I had expected physiotherapy specific to the pathology of the sacroiliac joint, but now I realize that it is not really like that. We must learn from his facility's approach, because they see a significant number of patients per year who could not be treated anywhere else and achieve results with their treatment. It is challenging to choose surgical treatment for patients with  chronic pain syndromes, in particular those involving the sacroiliac joint. Spine and Joint Center's approach is different in depth from other physical therapies. If there is still no alternative after such a treatment of them, then we should perform surgery.

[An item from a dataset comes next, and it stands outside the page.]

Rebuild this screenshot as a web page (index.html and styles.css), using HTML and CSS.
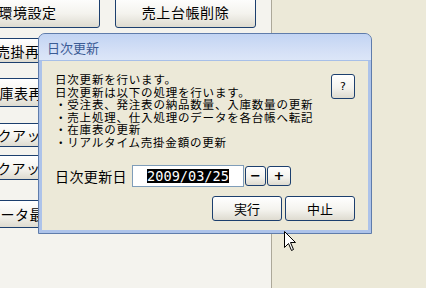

I would like to learn more from him and I would like my PT colleagues to learn at his facility for a period of time and bring back good things to Japan.

Additional Notes:

I learned of the existence of sacroiliac joint dysfunction from the effects of manual therapy techniques that specifically work on the sacroiliac joints. I asked Jan-Paul if there were any techniques that specifically work on the sacroiliac joints, and he said that in Europe, manual therapy, like our AKA Hakata method, usually tries to treat patients with its own techniques, and the patients become dependent on them. Also, as in paternalism, the patient is instructed not to do any unnecessary exercises after receiving manual therapies. Instead, patients need to be able to self-care. I believe that the time we can be associated with is a tiny part of the patient's lifetime, and a huge amount of time is under the patient's control. So his recommendation for self-care is very understandable.